>> begin Source material

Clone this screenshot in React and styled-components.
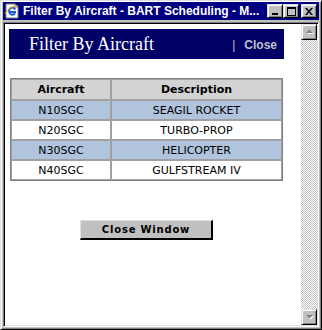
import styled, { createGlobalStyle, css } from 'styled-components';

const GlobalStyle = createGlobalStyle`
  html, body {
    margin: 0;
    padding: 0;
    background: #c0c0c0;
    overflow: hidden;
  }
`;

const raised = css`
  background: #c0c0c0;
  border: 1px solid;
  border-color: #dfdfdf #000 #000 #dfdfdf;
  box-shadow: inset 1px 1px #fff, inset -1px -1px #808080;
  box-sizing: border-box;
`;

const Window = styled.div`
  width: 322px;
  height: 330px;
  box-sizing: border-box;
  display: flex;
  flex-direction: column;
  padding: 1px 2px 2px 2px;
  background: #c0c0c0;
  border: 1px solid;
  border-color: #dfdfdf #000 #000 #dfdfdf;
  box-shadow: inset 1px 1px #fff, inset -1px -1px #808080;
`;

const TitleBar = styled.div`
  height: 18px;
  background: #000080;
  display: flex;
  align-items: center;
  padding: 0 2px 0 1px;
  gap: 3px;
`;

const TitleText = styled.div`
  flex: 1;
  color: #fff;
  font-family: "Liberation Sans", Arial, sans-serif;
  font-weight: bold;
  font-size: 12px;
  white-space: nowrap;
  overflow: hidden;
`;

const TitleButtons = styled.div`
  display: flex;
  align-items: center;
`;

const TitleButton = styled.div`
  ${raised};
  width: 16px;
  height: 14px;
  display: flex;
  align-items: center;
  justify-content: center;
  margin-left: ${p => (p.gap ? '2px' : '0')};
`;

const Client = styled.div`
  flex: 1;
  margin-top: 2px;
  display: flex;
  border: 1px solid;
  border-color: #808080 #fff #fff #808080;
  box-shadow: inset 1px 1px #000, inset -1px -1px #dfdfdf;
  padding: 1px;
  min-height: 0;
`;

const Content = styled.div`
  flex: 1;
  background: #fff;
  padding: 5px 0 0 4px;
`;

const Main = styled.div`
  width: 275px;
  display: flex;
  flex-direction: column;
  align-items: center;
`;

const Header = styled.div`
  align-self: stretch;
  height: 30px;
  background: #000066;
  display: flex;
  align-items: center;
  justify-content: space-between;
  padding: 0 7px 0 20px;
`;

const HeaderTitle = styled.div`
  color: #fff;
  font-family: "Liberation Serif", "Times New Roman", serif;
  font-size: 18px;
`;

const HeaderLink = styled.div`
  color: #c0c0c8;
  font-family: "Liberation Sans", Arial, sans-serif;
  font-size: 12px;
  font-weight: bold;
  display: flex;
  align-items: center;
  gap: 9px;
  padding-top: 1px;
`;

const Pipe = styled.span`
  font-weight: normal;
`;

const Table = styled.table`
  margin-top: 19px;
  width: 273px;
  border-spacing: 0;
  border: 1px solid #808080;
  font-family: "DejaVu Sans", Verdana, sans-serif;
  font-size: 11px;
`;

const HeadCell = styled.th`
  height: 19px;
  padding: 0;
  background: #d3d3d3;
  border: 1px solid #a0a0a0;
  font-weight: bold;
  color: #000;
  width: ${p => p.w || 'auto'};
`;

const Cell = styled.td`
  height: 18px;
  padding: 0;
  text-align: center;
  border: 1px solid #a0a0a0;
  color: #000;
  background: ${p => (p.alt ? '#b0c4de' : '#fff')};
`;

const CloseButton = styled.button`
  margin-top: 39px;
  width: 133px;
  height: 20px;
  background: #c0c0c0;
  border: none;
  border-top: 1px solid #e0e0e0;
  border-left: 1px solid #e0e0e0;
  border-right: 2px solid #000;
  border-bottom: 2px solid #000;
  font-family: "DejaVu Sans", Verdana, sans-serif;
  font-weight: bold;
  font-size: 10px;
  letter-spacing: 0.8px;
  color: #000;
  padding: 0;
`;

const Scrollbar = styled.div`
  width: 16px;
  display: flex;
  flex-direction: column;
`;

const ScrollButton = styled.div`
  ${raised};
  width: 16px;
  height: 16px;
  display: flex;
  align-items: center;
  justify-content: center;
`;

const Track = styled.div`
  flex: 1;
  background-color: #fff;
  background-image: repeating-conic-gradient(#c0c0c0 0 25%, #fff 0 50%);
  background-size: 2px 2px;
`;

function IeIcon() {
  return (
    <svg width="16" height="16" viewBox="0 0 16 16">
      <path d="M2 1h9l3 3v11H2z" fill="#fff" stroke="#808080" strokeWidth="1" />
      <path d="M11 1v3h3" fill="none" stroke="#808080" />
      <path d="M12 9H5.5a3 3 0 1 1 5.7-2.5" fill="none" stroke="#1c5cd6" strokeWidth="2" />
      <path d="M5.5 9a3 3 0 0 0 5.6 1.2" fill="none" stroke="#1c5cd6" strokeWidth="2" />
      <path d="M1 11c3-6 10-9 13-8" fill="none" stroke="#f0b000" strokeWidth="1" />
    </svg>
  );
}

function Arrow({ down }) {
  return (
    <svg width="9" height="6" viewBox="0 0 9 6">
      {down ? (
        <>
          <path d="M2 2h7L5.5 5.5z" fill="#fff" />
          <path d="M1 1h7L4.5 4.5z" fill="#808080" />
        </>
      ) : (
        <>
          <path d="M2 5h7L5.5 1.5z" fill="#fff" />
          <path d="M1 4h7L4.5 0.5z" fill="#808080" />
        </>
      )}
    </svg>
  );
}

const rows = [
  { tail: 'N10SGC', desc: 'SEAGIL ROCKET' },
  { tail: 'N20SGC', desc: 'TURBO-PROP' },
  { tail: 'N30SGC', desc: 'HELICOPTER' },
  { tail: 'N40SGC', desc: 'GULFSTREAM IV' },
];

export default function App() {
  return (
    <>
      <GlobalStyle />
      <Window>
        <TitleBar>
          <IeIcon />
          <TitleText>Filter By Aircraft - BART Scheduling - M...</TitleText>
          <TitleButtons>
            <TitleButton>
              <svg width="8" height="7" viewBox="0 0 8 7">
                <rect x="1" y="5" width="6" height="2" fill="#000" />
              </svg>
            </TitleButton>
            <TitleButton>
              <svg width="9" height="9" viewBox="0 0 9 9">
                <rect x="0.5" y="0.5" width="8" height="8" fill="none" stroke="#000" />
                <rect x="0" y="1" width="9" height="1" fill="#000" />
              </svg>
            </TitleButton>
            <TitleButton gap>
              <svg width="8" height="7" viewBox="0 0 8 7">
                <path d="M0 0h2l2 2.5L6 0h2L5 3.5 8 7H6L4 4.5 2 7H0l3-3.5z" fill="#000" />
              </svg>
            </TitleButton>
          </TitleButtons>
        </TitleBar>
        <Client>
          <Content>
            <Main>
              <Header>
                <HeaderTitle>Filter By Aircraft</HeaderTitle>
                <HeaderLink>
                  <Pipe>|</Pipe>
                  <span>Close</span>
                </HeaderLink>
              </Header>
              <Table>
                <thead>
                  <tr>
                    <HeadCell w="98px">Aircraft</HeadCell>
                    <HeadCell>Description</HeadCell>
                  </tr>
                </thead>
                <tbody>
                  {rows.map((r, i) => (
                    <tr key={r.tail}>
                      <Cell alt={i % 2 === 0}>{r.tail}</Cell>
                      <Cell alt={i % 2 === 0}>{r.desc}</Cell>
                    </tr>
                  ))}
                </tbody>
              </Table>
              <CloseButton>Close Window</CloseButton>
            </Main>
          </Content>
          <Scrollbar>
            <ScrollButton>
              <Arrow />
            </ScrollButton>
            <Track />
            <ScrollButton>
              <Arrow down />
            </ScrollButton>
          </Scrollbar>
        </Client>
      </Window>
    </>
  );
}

>> end Source material

| Task to carry out |
Print out the material word for word, omitting the pictures.

| Finished exercise |
Clone this screenshot in React and styled-components.
import styled, { createGlobalStyle, css } from 'styled-components';

const GlobalStyle = createGlobalStyle`
  html, body {
    margin: 0;
    padding: 0;
    background: #c0c0c0;
    overflow: hidden;
  }
`;

const raised = css`
  background: #c0c0c0;
  border: 1px solid;
  border-color: #dfdfdf #000 #000 #dfdfdf;
  box-shadow: inset 1px 1px #fff, inset -1px -1px #808080;
  box-sizing: border-box;
`;

const Window = styled.div`
  width: 322px;
  height: 330px;
  box-sizing: border-box;
  display: flex;
  flex-direction: column;
  padding: 1px 2px 2px 2px;
  background: #c0c0c0;
  border: 1px solid;
  border-color: #dfdfdf #000 #000 #dfdfdf;
  box-shadow: inset 1px 1px #fff, inset -1px -1px #808080;
`;

const TitleBar = styled.div`
  height: 18px;
  background: #000080;
  display: flex;
  align-items: center;
  padding: 0 2px 0 1px;
  gap: 3px;
`;

const TitleText = styled.div`
  flex: 1;
  color: #fff;
  font-family: "Liberation Sans", Arial, sans-serif;
  font-weight: bold;
  font-size: 12px;
  white-space: nowrap;
  overflow: hidden;
`;

const TitleButtons = styled.div`
  display: flex;
  align-items: center;
`;

const TitleButton = styled.div`
  ${raised};
  width: 16px;
  height: 14px;
  display: flex;
  align-items: center;
  justify-content: center;
  margin-left: ${p => (p.gap ? '2px' : '0')};
`;

const Client = styled.div`
  flex: 1;
  margin-top: 2px;
  display: flex;
  border: 1px solid;
  border-color: #808080 #fff #fff #808080;
  box-shadow: inset 1px 1px #000, inset -1px -1px #dfdfdf;
  padding: 1px;
  min-height: 0;
`;

const Content = styled.div`
  flex: 1;
  background: #fff;
  padding: 5px 0 0 4px;
`;

const Main = styled.div`
  width: 275px;
  display: flex;
  flex-direction: column;
  align-items: center;
`;

const Header = styled.div`
  align-self: stretch;
  height: 30px;
  background: #000066;
  display: flex;
  align-items: center;
  justify-content: space-between;
  padding: 0 7px 0 20px;
`;

const HeaderTitle = styled.div`
  color: #fff;
  font-family: "Liberation Serif", "Times New Roman", serif;
  font-size: 18px;
`;

const HeaderLink = styled.div`
  color: #c0c0c8;
  font-family: "Liberation Sans", Arial, sans-serif;
  font-size: 12px;
  font-weight: bold;
  display: flex;
  align-items: center;
  gap: 9px;
  padding-top: 1px;
`;

const Pipe = styled.span`
  font-weight: normal;
`;

const Table = styled.table`
  margin-top: 19px;
  width: 273px;
  border-spacing: 0;
  border: 1px solid #808080;
  font-family: "DejaVu Sans", Verdana, sans-serif;
  font-size: 11px;
`;

const HeadCell = styled.th`
  height: 19px;
  padding: 0;
  background: #d3d3d3;
  border: 1px solid #a0a0a0;
  font-weight: bold;
  color: #000;
  width: ${p => p.w || 'auto'};
`;

const Cell = styled.td`
  height: 18px;
  padding: 0;
  text-align: center;
  border: 1px solid #a0a0a0;
  color: #000;
  background: ${p => (p.alt ? '#b0c4de' : '#fff')};
`;

const CloseButton = styled.button`
  margin-top: 39px;
  width: 133px;
  height: 20px;
  background: #c0c0c0;
  border: none;
  border-top: 1px solid #e0e0e0;
  border-left: 1px solid #e0e0e0;
  border-right: 2px solid #000;
  border-bottom: 2px solid #000;
  font-family: "DejaVu Sans", Verdana, sans-serif;
  font-weight: bold;
  font-size: 10px;
  letter-spacing: 0.8px;
  color: #000;
  padding: 0;
`;

const Scrollbar = styled.div`
  width: 16px;
  display: flex;
  flex-direction: column;
`;

const ScrollButton = styled.div`
  ${raised};
  width: 16px;
  height: 16px;
  display: flex;
  align-items: center;
  justify-content: center;
`;

const Track = styled.div`
  flex: 1;
  background-color: #fff;
  background-image: repeating-conic-gradient(#c0c0c0 0 25%, #fff 0 50%);
  background-size: 2px 2px;
`;

function IeIcon() {
  return (
    <svg width="16" height="16" viewBox="0 0 16 16">
      <path d="M2 1h9l3 3v11H2z" fill="#fff" stroke="#808080" strokeWidth="1" />
      <path d="M11 1v3h3" fill="none" stroke="#808080" />
      <path d="M12 9H5.5a3 3 0 1 1 5.7-2.5" fill="none" stroke="#1c5cd6" strokeWidth="2" />
      <path d="M5.5 9a3 3 0 0 0 5.6 1.2" fill="none" stroke="#1c5cd6" strokeWidth="2" />
      <path d="M1 11c3-6 10-9 13-8" fill="none" stroke="#f0b000" strokeWidth="1" />
    </svg>
  );
}

function Arrow({ down }) {
  return (
    <svg width="9" height="6" viewBox="0 0 9 6">
      {down ? (
        <>
          <path d="M2 2h7L5.5 5.5z" fill="#fff" />
          <path d="M1 1h7L4.5 4.5z" fill="#808080" />
        </>
      ) : (
        <>
          <path d="M2 5h7L5.5 1.5z" fill="#fff" />
          <path d="M1 4h7L4.5 0.5z" fill="#808080" />
        </>
      )}
    </svg>
  );
}

const rows = [
  { tail: 'N10SGC', desc: 'SEAGIL ROCKET' },
  { tail: 'N20SGC', desc: 'TURBO-PROP' },
  { tail: 'N30SGC', desc: 'HELICOPTER' },
  { tail: 'N40SGC', desc: 'GULFSTREAM IV' },
];

export default function App() {
  return (
    <>
      <GlobalStyle />
      <Window>
        <TitleBar>
          <IeIcon />
          <TitleText>Filter By Aircraft - BART Scheduling - M...</TitleText>
          <TitleButtons>
            <TitleButton>
              <svg width="8" height="7" viewBox="0 0 8 7">
                <rect x="1" y="5" width="6" height="2" fill="#000" />
              </svg>
            </TitleButton>
            <TitleButton>
              <svg width="9" height="9" viewBox="0 0 9 9">
                <rect x="0.5" y="0.5" width="8" height="8" fill="none" stroke="#000" />
                <rect x="0" y="1" width="9" height="1" fill="#000" />
              </svg>
            </TitleButton>
            <TitleButton gap>
              <svg width="8" height="7" viewBox="0 0 8 7">
                <path d="M0 0h2l2 2.5L6 0h2L5 3.5 8 7H6L4 4.5 2 7H0l3-3.5z" fill="#000" />
              </svg>
            </TitleButton>
          </TitleButtons>
        </TitleBar>
        <Client>
          <Content>
            <Main>
              <Header>
                <HeaderTitle>Filter By Aircraft</HeaderTitle>
                <HeaderLink>
                  <Pipe>|</Pipe>
                  <span>Close</span>
                </HeaderLink>
              </Header>
              <Table>
                <thead>
                  <tr>
                    <HeadCell w="98px">Aircraft</HeadCell>
                    <HeadCell>Description</HeadCell>
                  </tr>
                </thead>
                <tbody>
                  {rows.map((r, i) => (
                    <tr key={r.tail}>
                      <Cell alt={i % 2 === 0}>{r.tail}</Cell>
                      <Cell alt={i % 2 === 0}>{r.desc}</Cell>
                    </tr>
                  ))}
                </tbody>
              </Table>
              <CloseButton>Close Window</CloseButton>
            </Main>
          </Content>
          <Scrollbar>
            <ScrollButton>
              <Arrow />
            </ScrollButton>
            <Track />
            <ScrollButton>
              <Arrow down />
            </ScrollButton>
          </Scrollbar>
        </Client>
      </Window>
    </>
  );
}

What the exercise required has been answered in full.